= Sydney Schubert =

Australian public servant

Sir Sydney Schubert (22 March 1928 – 2 August 2015) was an Australian public servant best known for the work he did in Queensland during the 1970s and 1980s as Co-ordinator General of the Premier's Department, and for his positions as chancellor of Bond University and chief executive of Daikyo Australia.

==Career==
After graduating from the University of Queensland with two Bachelor degrees, Schubert joined the Department of Main Roads as a cadet in 1945. Schubert took up the position of Chief Engineer in the Coordinator-General's Department in 1969, becoming its head in 1976.

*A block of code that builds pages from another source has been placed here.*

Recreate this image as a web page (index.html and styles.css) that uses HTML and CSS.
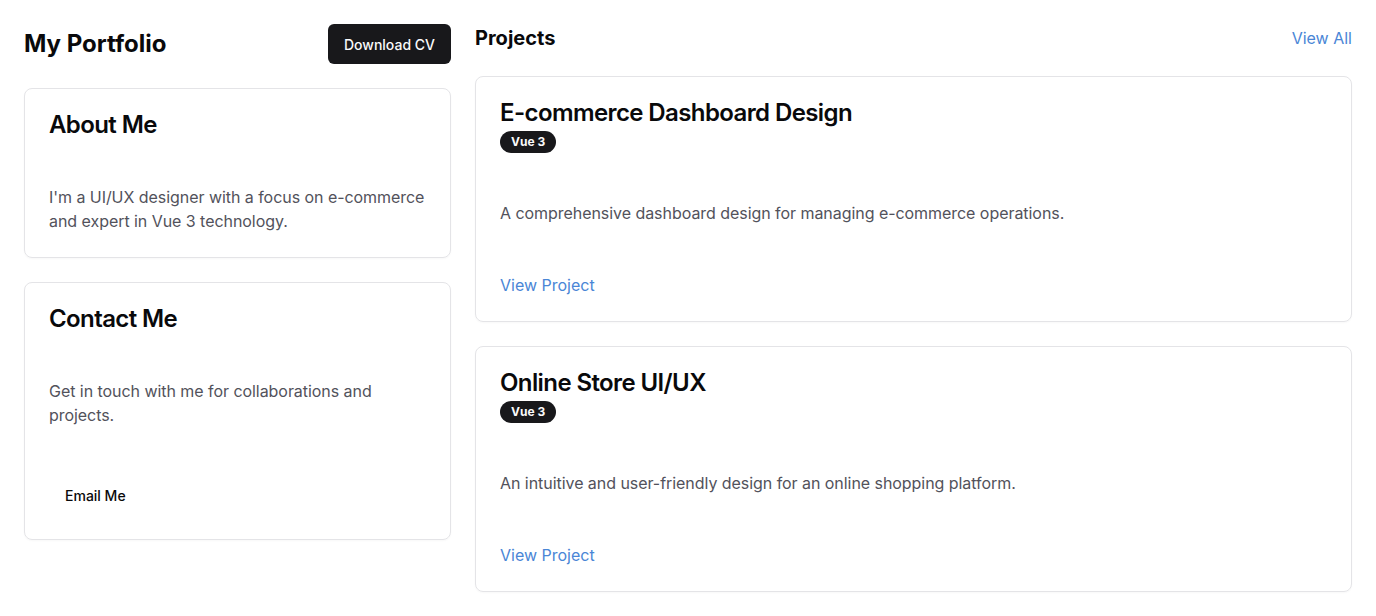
FILE: index.html
```html
<!DOCTYPE html>
<html lang="en">
<head>
<meta charset="utf-8">
<title>My Portfolio</title>
<link rel="stylesheet" href="styles.css">
</head>
<body>
<div class="page">
  <aside class="side">
    <header class="side-head">
      <h1 class="page-title">My Portfolio</h1>
      <button class="btn btn-dark">Download CV</button>
    </header>
    <section class="card">
      <h2 class="card-title">About Me</h2>
      <p class="card-text">I'm a UI/UX designer with a focus on e-commerce and expert in Vue 3 technology.</p>
    </section>
    <section class="card">
      <h2 class="card-title">Contact Me</h2>
      <p class="card-text">Get in touch with me for collaborations and projects.</p>
      <div class="card-foot"><button class="btn btn-ghost">Email Me</button></div>
    </section>
  </aside>
  <main class="main">
    <header class="main-head">
      <h2 class="section-title">Projects</h2>
      <a class="link" href="#">View All</a>
    </header>
    <article class="card project">
      <div class="project-head">
        <h3 class="card-title">E-commerce Dashboard Design</h3>
        <span class="badge">Vue 3</span>
      </div>
      <p class="card-text">A comprehensive dashboard design for managing e-commerce operations.</p>
      <a class="link" href="#">View Project</a>
    </article>
    <article class="card project">
      <div class="project-head">
        <h3 class="card-title">Online Store UI/UX</h3>
        <span class="badge">Vue 3</span>
      </div>
      <p class="card-text">An intuitive and user-friendly design for an online shopping platform.</p>
      <a class="link" href="#">View Project</a>
    </article>
  </main>
</div>
</body>
</html>
```
FILE: styles.css
```css
* { box-sizing: border-box; }
html, body { margin: 0; padding: 0; background: #ffffff; }
body {
  font-family: Inter, "Noto Sans", sans-serif;
  color: #09090b;
}
h1, h2, h3, p { margin: 0; }

.page {
  display: grid;
  grid-template-columns: 427px 1fr;
  gap: 24px;
  padding: 24px;
}

.side { display: flex; flex-direction: column; gap: 24px; }
.side-head {
  display: flex;
  justify-content: space-between;
  align-items: center;
  height: 40px;
}
.page-title {
  font-size: 24px;
  font-weight: 700;
  line-height: 32px;
}

.btn {
  font-family: Inter, "Noto Sans", sans-serif;
  font-size: 14px;
  font-weight: 500;
  height: 40px;
  padding: 0 16px;
  border: none;
  border-radius: 6px;
  cursor: pointer;
}
.btn-dark { background: #18181b; color: #fafafa; }
.btn-ghost { background: transparent; color: #09090b; }

.card {
  border: 1px solid #e4e4e7;
  border-radius: 8px;
  padding: 24px;
  display: flex;
  flex-direction: column;
  align-items: flex-start;
  gap: 48px;
  box-shadow: 0 1px 2px rgba(0,0,0,0.03);
}
.card-title {
  font-size: 24px;
  font-weight: 600;
  line-height: 24px;
  letter-spacing: -0.6px;
}
.card-text {
  font-size: 16px;
  line-height: 24px;
  color: #52525b;
  letter-spacing: -0.05px;
}

.main { display: flex; flex-direction: column; gap: 24px; }
.main-head {
  display: flex;
  justify-content: space-between;
  align-items: center;
  height: 28px;
}
.section-title {
  font-size: 20px;
  font-weight: 700;
  line-height: 28px;
}
.link {
  color: #4a86d6;
  text-decoration: none;
  font-size: 16px;
  line-height: 24px;
}

.project-head {
  display: flex;
  flex-direction: column;
  align-items: flex-start;
  gap: 6px;
}
.badge {
  background: #18181b;
  color: #fafafa;
  font-size: 12px;
  font-weight: 700;
  line-height: 16px;
  padding: 3px 11px;
  border-radius: 999px;
}
```
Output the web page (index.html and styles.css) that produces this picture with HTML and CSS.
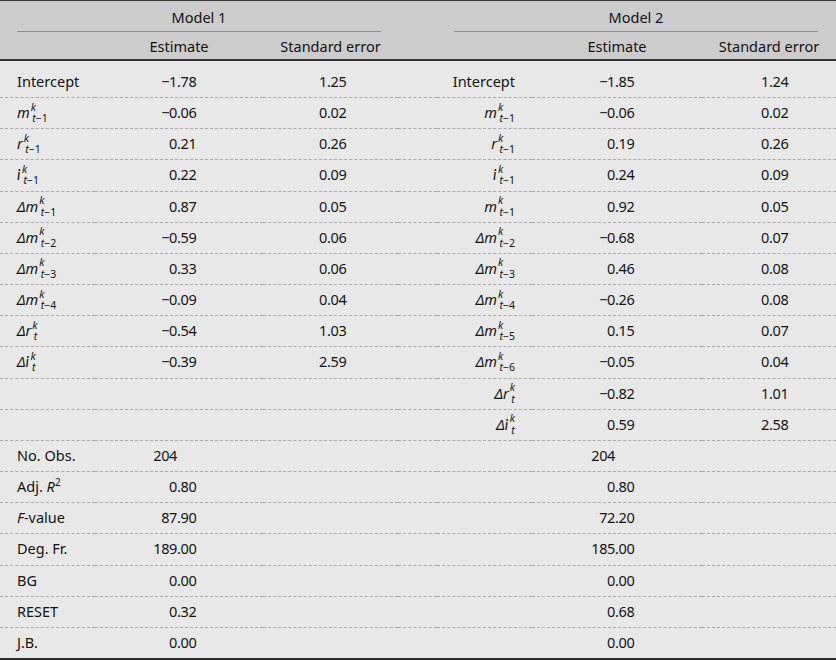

Following an amalgamation of departments in 1982, Schubert's responsibilities increased to administrating state affairs in the Premier's Department during a time when the National Party governed Queensland, led by Sir Joh Bjelke-Petersen.

Schubert was somewhat influential during his time in the Premier's office. In early 1985, Bjelke-Petersen cited concerns raised by Schubert as the reason why he had ordered his ministers to stop having direct contact with the federal government.

In 1991, Schubert gave evidence at Bjelke-Petersen's perjury trial in Brisbane, during which Schubert testified that he didn't recall a 1986 meeting between Bjelke Petersen and Regent overseas principal Adrian Zecha as the prosecution attempted to prove Bjelke-Petersen overrode a cabinet decision which placed conditions on a proposed development involving Zecha.

Schubert retired from public service in 1988, but remained active in public life becoming executive director of Daikyo Australia and chancellor of Bond University.

Just prior to the National Party's loss at the 1989 Queensland election, Schubert was the subject of harsh criticism from Queensland Premier Russell Cooper following an interview Schubert did with ABC Television's The 7.30 Report. In the interview, Schubert implied the business sector had been having difficulty in dealing with the Queensland government while also appearing to praise Cooper's opponent Wayne Goss describing him as "dynamic". This prompted Cooper to describe Schubert's comments as the "bleatings of a thwarted lobbyist" and suggested he wouldn't have time for Schubert should he want to discuss potential developments. Goss described Cooper's comments as "political thuggery".

==Honours==
Schubert was appointed a Knight Bachelor in 1985 for his outstanding contribution to public service in Queensland.

In 2006, Schubert received an honorary doctorate from James Cook University as recognition for his management of environmental assets in North Queensland.

In 2012, Schubert was named as a "Queensland Great" at the 2012 Queensland Greats Awards, which are held annually to recognise the contributions made by Queenslanders throughout the state's history.

In 2017, the Great Barrier Reef Marine Park Authority posthumously honoured Schubert by naming a reef near Lizard Island as the Sir Sydney Schubert Reef. This was done to recognise Schubert as being one of its founding members who is credited as helping steer the fledgling organisation through its inception in the mid 1970s.

==Personal life==
Schubert was married to Maureen Kistle, a former Miss Australia who won the title in 1955.

They had two daughters - Marie-Louise and Felicity.

Sydney Schubert died on 2 August 2015.